EXERCISE INSTRUCTIONS>
State the number of lines in these records holding "screenshot". Say nothing more.

RECORD SET>

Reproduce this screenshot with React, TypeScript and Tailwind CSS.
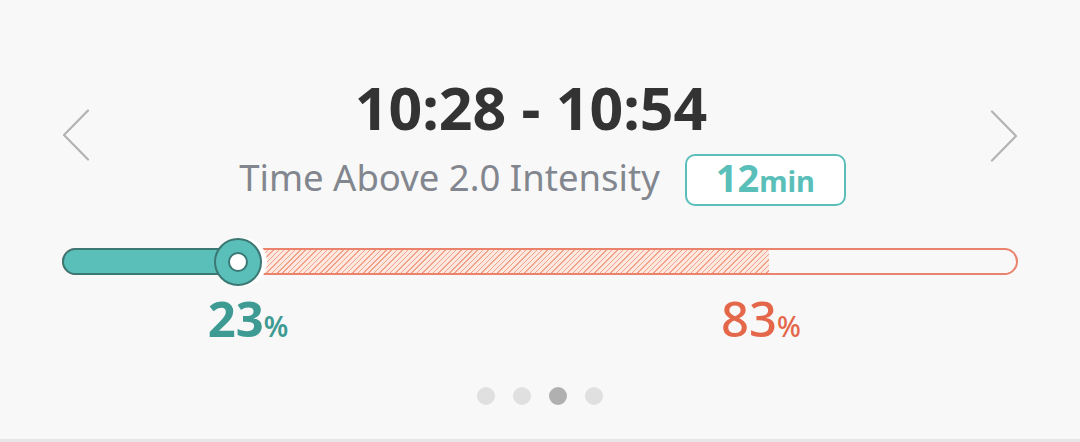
export default function App() {
  const font = { fontFamily: '"Noto Sans", "Open Sans", sans-serif' }

  return (
    <div className="w-[1080px] h-[442px] bg-[#f8f8f8] border-b-[3px] border-[#e6e6e6] flex flex-col" style={font}>
      {/* header */}
      <div className="flex justify-between px-[62px]">
        <svg className="mt-[109px]" width="28" height="52" viewBox="0 0 28 52" fill="none">
          <path d="M26 1.5 L2 26 L26 50.5" stroke="#b3b3b3" strokeWidth="2.2" strokeLinecap="round" strokeLinejoin="round" />
        </svg>

        <div className="flex-1 flex flex-col items-center pt-[78px]">
          <h1 className="mr-[18px] text-[59px] leading-none font-bold text-[#333333]">10:28 - 10:54</h1>
          <div className="ml-[5px] flex items-start gap-[25px] mt-[17px]">
            <span className="mt-[5px] text-[36.5px] leading-none text-[#82868e]">Time Above 2.0 Intensity</span>
            <div className="h-[52px] w-[161px] border-2 border-[#5bbfb9] rounded-[10px] bg-white flex items-center justify-center pb-[7px]">
              <span className="leading-none text-[#5bbfb9] font-bold">
                <span className="text-[38px]">12</span>
                <span className="text-[29px]">min</span>
              </span>
            </div>
          </div>
        </div>

        <svg className="mt-[110px]" width="28" height="52" viewBox="0 0 28 52" fill="none">
          <path d="M2 1.5 L26 26 L2 50.5" stroke="#b3b3b3" strokeWidth="2.2" strokeLinecap="round" strokeLinejoin="round" />
        </svg>
      </div>

      {/* bar */}
      <div className="mx-[62px] mt-[42px] relative h-[27px]">
        <div className="h-full border-2 border-[#eb826c] rounded-full flex overflow-hidden">
          <div className="w-[198px] shrink-0" />
          <div className="w-[507px] shrink-0 bg-[repeating-linear-gradient(135deg,#f2a28b_0px,#f2a28b_1px,#fde8df_1px,#fde8df_3.8px)]" />
        </div>
        <div className="absolute left-0 top-0 h-[27px] w-[178px] border-2 border-[#3b7874] bg-[#5bbfb9] rounded-full" />
        <div className="absolute left-[152px] top-[-10px] w-[48px] h-[48px] rounded-full border-2 border-[#3b7874] bg-[#5bbfb9] shadow-[5px_0_0_0_#ffffff] flex items-center justify-center">
          <div className="w-[20px] h-[20px] rounded-full bg-white border-2 border-[#3b7874]" />
        </div>
      </div>

      {/* values */}
      <div className="mx-[62px] mt-[19px] flex">
        <div className="ml-[106px] w-[160px] flex justify-center items-baseline leading-none text-[#3e9b94] font-bold">
          <span className="text-[49px]">23</span>
          <span className="text-[28px] font-semibold">%</span>
        </div>
        <div className="ml-[353px] w-[160px] flex justify-center items-baseline leading-none text-[#e4674a] font-medium">
          <span className="text-[49px]">83</span>
          <span className="text-[28px]">%</span>
        </div>
      </div>

      {/* pager */}
      <div className="mt-[44px] flex justify-center gap-[18px]">
        <span className="w-[18px] h-[18px] rounded-full bg-[#e0e0e0]" />
        <span className="w-[18px] h-[18px] rounded-full bg-[#e0e0e0]" />
        <span className="w-[18px] h-[18px] rounded-full bg-[#b0b0b0]" />
        <span className="w-[18px] h-[18px] rounded-full bg-[#e0e0e0]" />
      </div>
    </div>
  )
}
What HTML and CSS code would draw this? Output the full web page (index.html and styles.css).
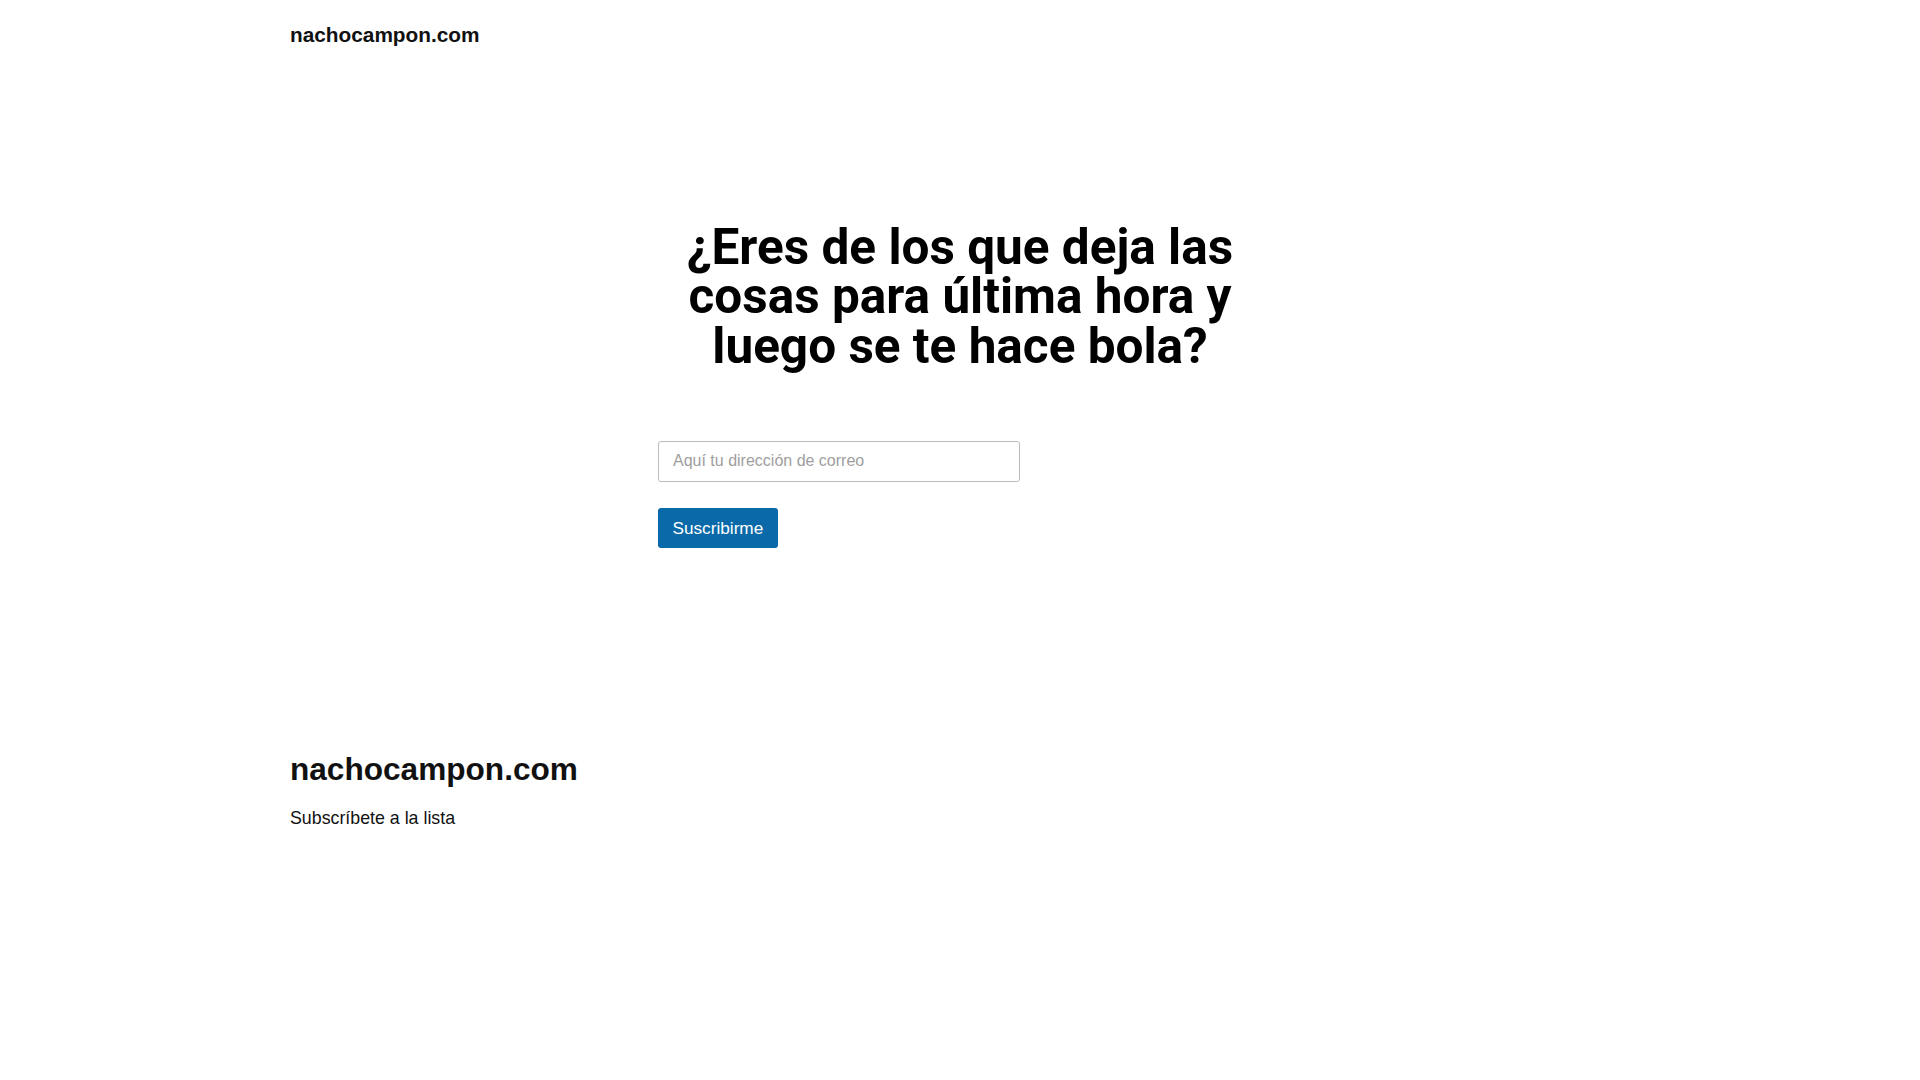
FILE: index.html
```html
<!DOCTYPE html>
<html lang="es">
<head>
<meta charset="utf-8">
<title>nachocampon.com</title>
<link rel="stylesheet" href="styles.css">
</head>
<body>
<header class="site-header">
  <div class="wide">
    <a class="site-title" href="#">nachocampon.com</a>
  </div>
</header>
<main class="site-main">
  <div class="content">
    <h1 class="headline">¿Eres de los que deja las cosas para última hora y luego se te hace bola?</h1>
    <form class="subscribe">
      <input class="email" type="email" placeholder="Aquí tu dirección de correo">
      <button class="submit" type="button">Suscribirme</button>
    </form>
  </div>
</main>
<footer class="site-footer">
  <div class="wide">
    <div class="footer-title">nachocampon.com</div>
    <p class="footer-tagline">Subscríbete a la lista</p>
  </div>
</footer>
</body>
</html>
```

FILE: styles.css
```css
html, body {
  margin: 0;
  padding: 0;
  background: #ffffff;
}

body {
  font-family: "Liberation Sans", Arial, sans-serif;
  color: #111111;
}

.wide {
  width: 1340px;
  margin: 0 auto;
}

.site-header {
  padding-top: 21px;
}

.site-title {
  display: block;
  font-size: 20.8px;
  font-weight: 700;
  line-height: 27px;
  color: #111111;
  text-decoration: none;
}

.site-main {
  padding-top: 174.5px;
}

.content {
  width: 604px;
  margin: 0 auto;
}

.headline {
  margin: 0;
  font-family: Roboto, "Liberation Sans", sans-serif;
  font-weight: 700;
  font-size: 49.5px;
  line-height: 49.5px;
  text-align: center;
  color: #000000;
}

.subscribe {
  margin: 69.5px 0 0;
  display: flex;
  flex-direction: column;
  align-items: flex-start;
  gap: 26px;
}

.email {
  box-sizing: border-box;
  width: 60%;
  height: 41px;
  margin: 0;
  padding: 0 14px;
  border: 1px solid #bcbcbc;
  border-radius: 3px;
  font-family: "Liberation Sans", Arial, sans-serif;
  font-size: 16px;
  color: #222222;
  background: #ffffff;
  outline: none;
}

.email::placeholder {
  color: #9e9e9e;
}

.submit {
  box-sizing: border-box;
  height: 40px;
  margin: 0;
  padding: 0 14.5px;
  border: none;
  border-radius: 3px;
  background: #0a6aa9;
  color: #ffffff;
  font-family: "Liberation Sans", Arial, sans-serif;
  font-size: 17.2px;
  line-height: 40px;
  cursor: pointer;
}

.site-footer {
  padding-top: 202px;
  padding-bottom: 60px;
}

.footer-title {
  font-size: 31.6px;
  font-weight: 700;
  line-height: 38px;
  color: #111111;
}

.footer-tagline {
  margin: 17px 0 0;
  font-size: 17.8px;
  line-height: 26px;
  color: #111111;
}
```
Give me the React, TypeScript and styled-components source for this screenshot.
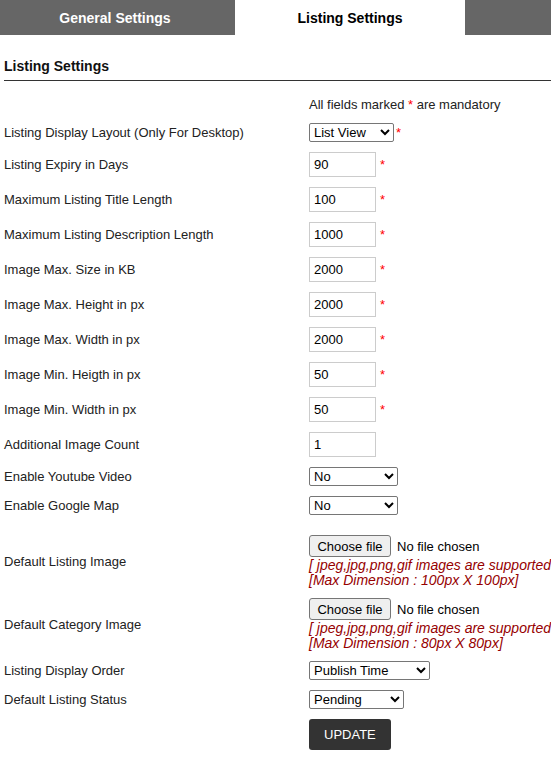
import React from "react";
import styled, { createGlobalStyle } from "styled-components";

const GlobalStyle = createGlobalStyle`
  html, body {
    margin: 0;
    padding: 0;
    background: #fff;
    overflow: hidden;
  }
  body {
    font-family: "Liberation Sans", Arial, sans-serif;
    font-size: 13px;
    color: #222;
  }
`;

const Page = styled.div`
  width: 551px;
  overflow: hidden;
`;

const TabBar = styled.div`
  display: flex;
  height: 35px;
  width: 700px;
`;

const Tab = styled.div<{ $active?: boolean; $width: number; $shift?: number }>`
  flex: 0 0 ${(p) => p.$width}px;
  display: flex;
  align-items: center;
  justify-content: center;
  padding-right: ${(p) => p.$shift || 0}px;
  box-sizing: border-box;
  background: ${(p) => (p.$active ? "#fff" : "#666")};
  color: ${(p) => (p.$active ? "#000" : "#fff")};
  font-weight: bold;
  font-size: 14px;
`;

const Heading = styled.h3`
  margin: 0 0 0 4px;
  padding: 23px 0 6px;
  font-size: 14px;
  line-height: 16px;
  color: #111;
  border-bottom: 1px solid #333;
`;

const Form = styled.div`
  display: grid;
  grid-template-columns: 305px 1fr;
  margin: 11px 0 0 4px;
`;

const Label = styled.div`
  display: flex;
  align-items: center;
  padding: 5px 0;
  line-height: 15px;
`;

const Field = styled.div`
  display: flex;
  align-items: center;
  padding: 5px 0;
  line-height: 15px;
  white-space: nowrap;
`;

const FileField = styled.div`
  padding: 5px 0;
  white-space: nowrap;
`;

const Spacer = styled.div`
  grid-column: 1 / span 2;
  height: 10px;
`;

const Star = styled.span<{ $gap?: number }>`
  color: #f00;
  margin-left: ${(p) => (p.$gap === undefined ? 4 : p.$gap)}px;
`;

const Note = styled.span`
  color: #222;
  line-height: 16px;
`;

const TextInput = styled.input`
  box-sizing: border-box;
  width: 67px;
  height: 25px;
  border: 1px solid #ccc;
  padding: 0 4px;
  font-family: "Liberation Sans", Arial, sans-serif;
  font-size: 13px;
  color: #000;
  outline: none;
`;

const Select = styled.select<{ $width: number }>`
  box-sizing: border-box;
  width: ${(p) => p.$width}px;
  height: 19px;
  font-family: "Liberation Sans", Arial, sans-serif;
  font-size: 13px;
  color: #000;
  border: 1px solid #767676;
  border-radius: 2px;
  background: #fff;
`;

const FilePicker = styled.label`
  display: flex;
  align-items: center;
  height: 22px;
  margin-bottom: 1px;
  color: #000;
  cursor: pointer;

  input {
    display: none;
  }
`;

const ChooseButton = styled.span`
  box-sizing: border-box;
  display: inline-flex;
  align-items: center;
  justify-content: center;
  width: 82px;
  height: 22px;
  background: #efefef;
  border: 1px solid #767676;
  border-radius: 3px;
  color: #000;
  margin-right: 6px;
`;

const Hint = styled.div`
  font-style: italic;
  font-size: 14px;
  color: #960000;
  line-height: 15px;
`;

const UpdateButton = styled.button`
  height: 31px;
  padding: 0 15px;
  border: none;
  border-radius: 3px;
  background: #333;
  color: #fff;
  font-family: "Liberation Sans", Arial, sans-serif;
  font-size: 13px;
`;

const textRows: [string, string, boolean][] = [
  ["Listing Expiry in Days", "90", true],
  ["Maximum Listing Title Length", "100", true],
  ["Maximum Listing Description Length", "1000", true],
  ["Image Max. Size in KB", "2000", true],
  ["Image Max. Height in px", "2000", true],
  ["Image Max. Width in px", "2000", true],
  ["Image Min. Heigth in px", "50", true],
  ["Image Min. Width in px", "50", true],
  ["Additional Image Count", "1", false],
];

function FileUpload({ dimension }: { dimension: string }) {
  return (
    <FileField>
      <FilePicker>
        <input type="file" />
        <ChooseButton>Choose file</ChooseButton>
        No file chosen
      </FilePicker>
      <Hint>[ jpeg,jpg,png,gif images are supported ]</Hint>
      <Hint>[Max Dimension : {dimension}]</Hint>
    </FileField>
  );
}

export default function App() {
  return (
    <Page>
      <GlobalStyle />
      <TabBar>
        <Tab $width={235} $shift={5}>General Settings</Tab>
        <Tab $width={230} $active>Listing Settings</Tab>
        <Tab $width={230}></Tab>
      </TabBar>
      <Heading>Listing Settings</Heading>
      <Form>
        <Label />
        <Field>
          <Note>
            All fields marked <Star $gap={0}>*</Star> are mandatory
          </Note>
        </Field>

        <Label>Listing Display Layout (Only For Desktop)</Label>
        <Field>
          <Select $width={85} defaultValue="list">
            <option value="list">List View</option>
            <option value="grid">Grid View</option>
          </Select>
          <Star $gap={2}>*</Star>
        </Field>

        {textRows.map(([label, value, required]) => (
          <React.Fragment key={label}>
            <Label>{label}</Label>
            <Field>
              <TextInput defaultValue={value} />
              {required && <Star>*</Star>}
            </Field>
          </React.Fragment>
        ))}

        <Label>Enable Youtube Video</Label>
        <Field>
          <Select $width={89} defaultValue="no">
            <option value="no">No</option>
            <option value="yes">Yes</option>
          </Select>
        </Field>

        <Label>Enable Google Map</Label>
        <Field>
          <Select $width={89} defaultValue="no">
            <option value="no">No</option>
            <option value="yes">Yes</option>
          </Select>
        </Field>

        <Spacer />

        <Label>Default Listing Image</Label>
        <FileUpload dimension="100px X 100px" />

        <Label>Default Category Image</Label>
        <FileUpload dimension="80px X 80px" />

        <Label>Listing Display Order</Label>
        <Field>
          <Select $width={121} defaultValue="publish">
            <option value="publish">Publish Time</option>
            <option value="title">Title</option>
          </Select>
        </Field>

        <Label>Default Listing Status</Label>
        <Field>
          <Select $width={95} defaultValue="pending">
            <option value="pending">Pending</option>
            <option value="active">Active</option>
          </Select>
        </Field>

        <Label />
        <Field>
          <UpdateButton>UPDATE</UpdateButton>
        </Field>
      </Form>
    </Page>
  );
}
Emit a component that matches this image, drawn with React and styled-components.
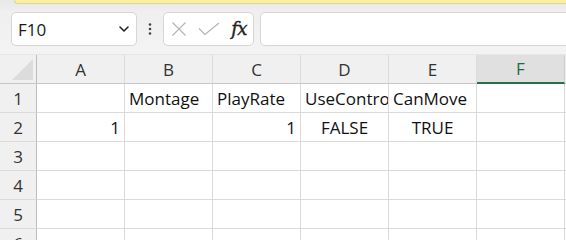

RESULT>
2